Acceptance

Thai woman

There’s a natural tendency to idolize those we admire. If you’ve ever watched a child’s attention being drawn by any slightly older child in the vicinity you’ve seen the beginnings of it. Learning by emulation is built in. We quite unconsciously study those whom we think have strategies and attributes which are successful.

It does lead to hero worship. We get people out of proportion, and then they don’t live up to our expectations. This all came into my head because of Obama, for better or for worse, but there’s something deeper here, to do with acceptance and forgiveness of ourselves.

That way of putting people on a pedestal is not real. Part of the seduction of it is that if I make someone into an image, a cypher for what I want to be (or what epitomises “what a leader should be” or whatever), then I’m denying the essence of their humanity. And the reason that’s attractive is that it keeps me blind to the parts of myself I don’t want to examine.
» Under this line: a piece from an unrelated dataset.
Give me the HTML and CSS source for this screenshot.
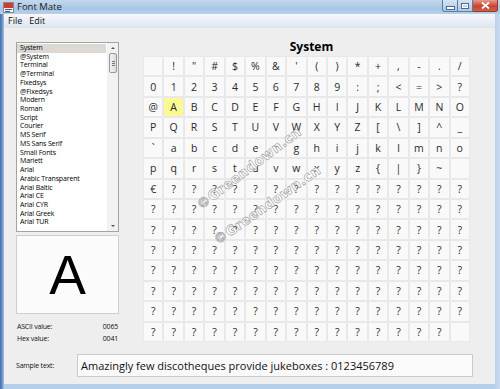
FILE: index.html
```html
<!DOCTYPE html>
<html>
<head>
<meta charset="utf-8">
<link rel="stylesheet" href="styles.css">
</head>
<body>
<div class="window">
  <div class="titlebar">
    <svg class="appicon" width="11" height="11" viewBox="0 0 11 11">
      <rect x="0.5" y="0.5" width="10" height="10" fill="#f4f4f4" stroke="#8a8a8a"/>
      <rect x="1" y="1" width="9" height="5" fill="#d23a2a"/>
      <rect x="2" y="7" width="7" height="1" fill="#3a5a9a"/>
      <rect x="2" y="9" width="5" height="1" fill="#3a5a9a"/>
    </svg>
    <span class="wtitle">Font Mate</span>
    <div class="wbtns">
      <div class="wb wmin"><span class="minbar"></span></div>
      <div class="wb wmax"><span class="maxbox"></span></div>
      <div class="wb wclose">
        <svg width="9" height="7" viewBox="0 0 9 7"><path d="M1 0.5 L8 6.5 M8 0.5 L1 6.5" stroke="#fff" stroke-width="1.8"/></svg>
      </div>
    </div>
  </div>
  <div class="menubar"><span class="mi">File</span><span class="mi">Edit</span></div>
  <div class="client">
    <div class="main">
      <div class="left">
        <div class="list">
          <div class="items">
            <div class="item sel">System</div>
            <div class="item">@System</div>
            <div class="item">Terminal</div>
            <div class="item">@Terminal</div>
            <div class="item">Fixedsys</div>
            <div class="item">@Fixedsys</div>
            <div class="item">Modern</div>
            <div class="item">Roman</div>
            <div class="item">Script</div>
            <div class="item">Courier</div>
            <div class="item">MS Serif</div>
            <div class="item">MS Sans Serif</div>
            <div class="item">Small Fonts</div>
            <div class="item">Marlett</div>
            <div class="item">Arial</div>
            <div class="item">Arabic Transparent</div>
            <div class="item">Arial Baltic</div>
            <div class="item">Arial CE</div>
            <div class="item">Arial CYR</div>
            <div class="item">Arial Greek</div>
            <div class="item">Arial TUR</div>
          </div>
          <div class="sbar">
            <div class="sarrow up"></div>
            <div class="sthumb"><span></span><span></span><span></span></div>
            <div class="strack"></div>
            <div class="sarrow down"></div>
          </div>
        </div>
        <div class="preview">A</div>
        <div class="values">
          <div class="vrow"><span>ASCII value:</span><span>0065</span></div>
          <div class="vrow"><span>Hex value:</span><span>0041</span></div>
        </div>
      </div>
      <div class="right">
        <div class="ftitle">System</div>
        <div class="grid">
          <div class="c"></div><div class="c">!</div><div class="c">&quot;</div><div class="c">#</div><div class="c">$</div><div class="c">%</div><div class="c">&amp;</div><div class="c">'</div><div class="c">(</div><div class="c">)</div><div class="c">*</div><div class="c">+</div><div class="c">,</div><div class="c">-</div><div class="c">.</div><div class="c">/</div>
          <div class="c">0</div><div class="c">1</div><div class="c">2</div><div class="c">3</div><div class="c">4</div><div class="c">5</div><div class="c">6</div><div class="c">7</div><div class="c">8</div><div class="c">9</div><div class="c">:</div><div class="c">;</div><div class="c">&lt;</div><div class="c">=</div><div class="c">&gt;</div><div class="c">?</div>
          <div class="c">@</div><div class="c sel">A</div><div class="c">B</div><div class="c">C</div><div class="c">D</div><div class="c">E</div><div class="c">F</div><div class="c">G</div><div class="c">H</div><div class="c">I</div><div class="c">J</div><div class="c">K</div><div class="c">L</div><div class="c">M</div><div class="c">N</div><div class="c">O</div>
          <div class="c">P</div><div class="c">Q</div><div class="c">R</div><div class="c">S</div><div class="c">T</div><div class="c">U</div><div class="c">V</div><div class="c">W</div><div class="c">X</div><div class="c">Y</div><div class="c">Z</div><div class="c">[</div><div class="c">\</div><div class="c">]</div><div class="c">^</div><div class="c">_</div>
          <div class="c">`</div><div class="c">a</div><div class="c">b</div><div class="c">c</div><div class="c">d</div><div class="c">e</div><div class="c">f</div><div class="c">g</div><div class="c">h</div><div class="c">i</div><div class="c">j</div><div class="c">k</div><div class="c">l</div><div class="c">m</div><div class="c">n</div><div class="c">o</div>
          <div class="c">p</div><div class="c">q</div><div class="c">r</div><div class="c">s</div><div class="c">t</div><div class="c">u</div><div class="c">v</div><div class="c">w</div><div class="c">x</div><div class="c">y</div><div class="c">z</div><div class="c">{</div><div class="c">|</div><div class="c">}</div><div class="c">~</div><div class="c"></div>
          <div class="c">€</div><div class="c">?</div><div class="c">?</div><div class="c">?</div><div class="c">?</div><div class="c">?</div><div class="c">?</div><div class="c">?</div><div class="c">?</div><div class="c">?</div><div class="c">?</div><div class="c">?</div><div class="c">?</div><div class="c">?</div><div class="c">?</div><div class="c">?</div>
          <div class="c">?</div><div class="c">?</div><div class="c">?</div><div class="c">?</div><div class="c">?</div><div class="c">?</div><div class="c">?</div><div class="c">?</div><div class="c">?</div><div class="c">?</div><div class="c">?</div><div class="c">?</div><div class="c">?</div><div class="c">?</div><div class="c">?</div><div class="c">?</div>
          <div class="c">?</div><div class="c">?</div><div class="c">?</div><div class="c">?</div><div class="c">?</div><div class="c">?</div><div class="c">?</div><div class="c">?</div><div class="c">?</div><div class="c">?</div><div class="c">?</div><div class="c">?</div><div class="c">?</div><div class="c">?</div><div class="c">?</div><div class="c">?</div>
          <div class="c">?</div><div class="c">?</div><div class="c">?</div><div class="c">?</div><div class="c">?</div><div class="c">?</div><div class="c">?</div><div class="c">?</div><div class="c">?</div><div class="c">?</div><div class="c">?</div><div class="c">?</div><div class="c">?</div><div class="c">?</div><div class="c">?</div><div class="c">?</div>
          <div class="c">?</div><div class="c">?</div><div class="c">?</div><div class="c">?</div><div class="c">?</div><div class="c">?</div><div class="c">?</div><div class="c">?</div><div class="c">?</div><div class="c">?</div><div class="c">?</div><div class="c">?</div><div class="c">?</div><div class="c">?</div><div class="c">?</div><div class="c">?</div>
          <div class="c">?</div><div class="c">?</div><div class="c">?</div><div class="c">?</div><div class="c">?</div><div class="c">?</div><div class="c">?</div><div class="c">?</div><div class="c">?</div><div class="c">?</div><div class="c">?</div><div class="c">?</div><div class="c">?</div><div class="c">?</div><div class="c">?</div><div class="c">?</div>
          <div class="c">?</div><div class="c">?</div><div class="c">?</div><div class="c">?</div><div class="c">?</div><div class="c">?</div><div class="c">?</div><div class="c">?</div><div class="c">?</div><div class="c">?</div><div class="c">?</div><div class="c">?</div><div class="c">?</div><div class="c">?</div><div class="c">?</div><div class="c">?</div>
          <div class="c">?</div><div class="c">?</div><div class="c">?</div><div class="c">?</div><div class="c">?</div><div class="c">?</div><div class="c">?</div><div class="c">?</div><div class="c">?</div><div class="c">?</div><div class="c">?</div><div class="c">?</div><div class="c">?</div><div class="c">?</div><div class="c">?</div><div class="c"></div>
        </div>
      </div>
    </div>
    <div class="sample">
      <span class="slabel">Sample text:</span>
      <div class="sbox">Amazingly few discotheques provide jukeboxes : 0123456789</div>
    </div>
    <div class="wm wm1">©Greendown.cn</div>
    <div class="wm wm2">©Greendown.cn</div>
  </div>
</div>
</body>
</html>
```
FILE: styles.css
```css
html, body { margin: 0; padding: 0; }
body { width: 500px; height: 389px; overflow: hidden; background: #fff; font-family: "Open Sans", "Noto Sans", sans-serif; }

.window {
  width: 500px; height: 389px; box-sizing: border-box;
  display: flex; flex-direction: column;
  background: linear-gradient(to right, #3f6fa8 0, #7aa3d0 3px, #b5cfeb 4px, #b5cfeb 494px, #c9dbef 500px);
}

.titlebar {
  height: 14px; position: relative; display: flex; align-items: center;
  background: linear-gradient(to bottom, #c4d8ee 0, #a9c6e6 60%, #b7d0ea 100%);
  padding-left: 3px;
}
.appicon { display: block; }
.wtitle { font-size: 9.5px; color: #1a1a1a; margin-left: 3px; line-height: 14px; }
.wbtns { position: absolute; right: 2px; top: 0; display: flex; height: 13px; }
.wb { height: 12px; border: 1px solid #5c7ea6; border-top: 0; display: flex; align-items: center; justify-content: center; box-sizing: border-box; }
.wmin { width: 16px; border-radius: 0 0 0 3px; background: linear-gradient(#d6e4f3, #aec7e3); }
.wmax { width: 15px; border-left: 0; background: linear-gradient(#d6e4f3, #aec7e3); }
.wclose { width: 25px; border-left: 0; border-color: #8e3a30; border-radius: 0 0 3px 0; background: linear-gradient(#e69a8c, #c8442f 55%, #d0624c); }
.minbar { width: 7px; height: 2px; background: #fff; border: 1px solid #4a6a90; margin-top: 4px; }
.maxbox { width: 6px; height: 4px; border: 1px solid #4a6a90; background: transparent; box-shadow: inset 0 0 0 1px #fff; }

.menubar {
  height: 14px; margin: 0 5px 0 4px; display: flex; align-items: center;
  background: linear-gradient(to bottom, #f6f8fb 0, #eaeff6 50%, #dce4ee 100%);
  padding-left: 4px;
}
.mi { font-size: 9px; color: #111; margin-right: 7px; line-height: 14px; }

.client {
  flex: 1; margin: 0 5px 5px 4px; position: relative;
  background: #eeeeee;
  padding: 12px 0 0 12px;
  display: flex; flex-direction: column;
}
.main { display: flex; gap: 25px; }
.left { width: 103px; padding-top: 2px; }
.list {
  height: 190px; box-sizing: border-box; border: 1px solid #a3a3a3;
  background: #fff; display: flex;
}
.items { flex: 1; padding-top: 1px; }
.item { font-size: 7px; line-height: 8.72px; height: 8.72px; padding-left: 3px; color: #000; white-space: nowrap; letter-spacing: -0.15px; }
.item.sel { background: #dcd8d3; margin-right: 1px; }
.sbar { width: 10px; border-left: 1px solid #f0f0f0; background: #f2f2f2; display: flex; flex-direction: column; align-items: center; }
.sarrow { width: 0; height: 0; border-left: 2px solid transparent; border-right: 2px solid transparent; margin: 4px 0; }
.sarrow.up { border-bottom: 2px solid #555; }
.sarrow.down { border-top: 2px solid #555; }
.sthumb {
  width: 8px; height: 20px; box-sizing: border-box; border: 1px solid #9a9a9a; border-radius: 2px;
  background: linear-gradient(to right, #f2f2f2, #dcdcdc);
  display: flex; flex-direction: column; align-items: center; justify-content: center; gap: 1px;
}
.sthumb span { width: 3px; height: 1px; background: #777; }
.strack { flex: 1; }

.preview {
  margin-top: 3px; height: 79px; box-sizing: border-box; border: 1px solid #cfcfcf;
  background: #fbfbfb; display: flex; align-items: center; justify-content: center;
  font-family: "Liberation Sans", Arial, sans-serif; font-size: 55px; color: #000; line-height: 1;
  padding-top: 2px;
}
.values { margin-top: 7px; }
.vrow { display: flex; justify-content: space-between; font-size: 7px; line-height: 12px; height: 12px; color: #111; padding: 0 1px 0 1px; letter-spacing: -0.2px; }

.right { width: 325px; }
.ftitle { height: 17px; font-size: 12px; font-weight: bold; text-align: center; line-height: 13px; padding-left: 10px; color: #000; font-family: "Open Sans", sans-serif; }
.grid {
  display: grid; grid-template-columns: repeat(16, 1fr); grid-template-rows: repeat(14, 1fr);
  gap: 2px; height: 284px;
}
.c {
  background: #f9f9f9; box-shadow: 0 0 0 0.5px #e2e2e2;
  display: flex; align-items: center; justify-content: center;
  font-size: 10.5px; color: #2a2a2a; font-family: "Open Sans", sans-serif;
}
.c.sel { background: #fbf895; }

.sample { display: flex; align-items: center; margin-top: 9px; }
.slabel { width: 61px; font-size: 7px; color: #111; letter-spacing: -0.2px; }
.sbox {
  width: 396px; height: 23px; box-sizing: border-box; border: 1px solid #cacaca; background: #fafafa;
  font-size: 11px; line-height: 21px; padding-left: 3px; color: #111; white-space: nowrap; overflow: hidden;
}

.wm {
  position: absolute; font-family: "DejaVu Sans", sans-serif; font-weight: bold; font-size: 13.5px;
  color: #ffffff; -webkit-text-stroke: 0.6px #9a9a9a; transform-origin: left center;
  white-space: nowrap; letter-spacing: 0.3px;
}
.wm1 { left: 194px; top: 170px; transform: rotate(-37deg); }
.wm2 { left: 211px; top: 205px; transform: rotate(-35deg); }
```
The truth is that it’s our flaws, our humanity, our hangups and warts and all that make us beautiful – or rather the struggle to overcome those flaws and love in spite of them. So acceptance and compassion, starting inward, can let us truly love those around us without falling into the trap of worshipping their graven image. The real flesh and blood is so much warmer than the white marble or the gold.

Best of all, such true love of who the person is and what they need and care about has the effect of allowing them to be who they are. It gives them freedom rather than the chains of expectation. It encourages growth, and before you know it people are blossoming everywhere into something amazing. Something which makes mistakes, feels and causes pain, needs and shrieks and gets angry and suffers in its attempts to love and give. But something which not despite but because of that is deeply wonderful.

It does start within. Don’t cover over the things which make you wince. They hurt – so kiss them, show them air and sunlight. Let them heal. Each heart has its share of pain and shame and harm, and can be with acceptance stronger for that. More real. More warm. More whole. Less afraid and hard and closed.

I want to tell you that it’s not a struggle. Don’t force it, if you let it then it will happen. But most of all I want to say: I love you.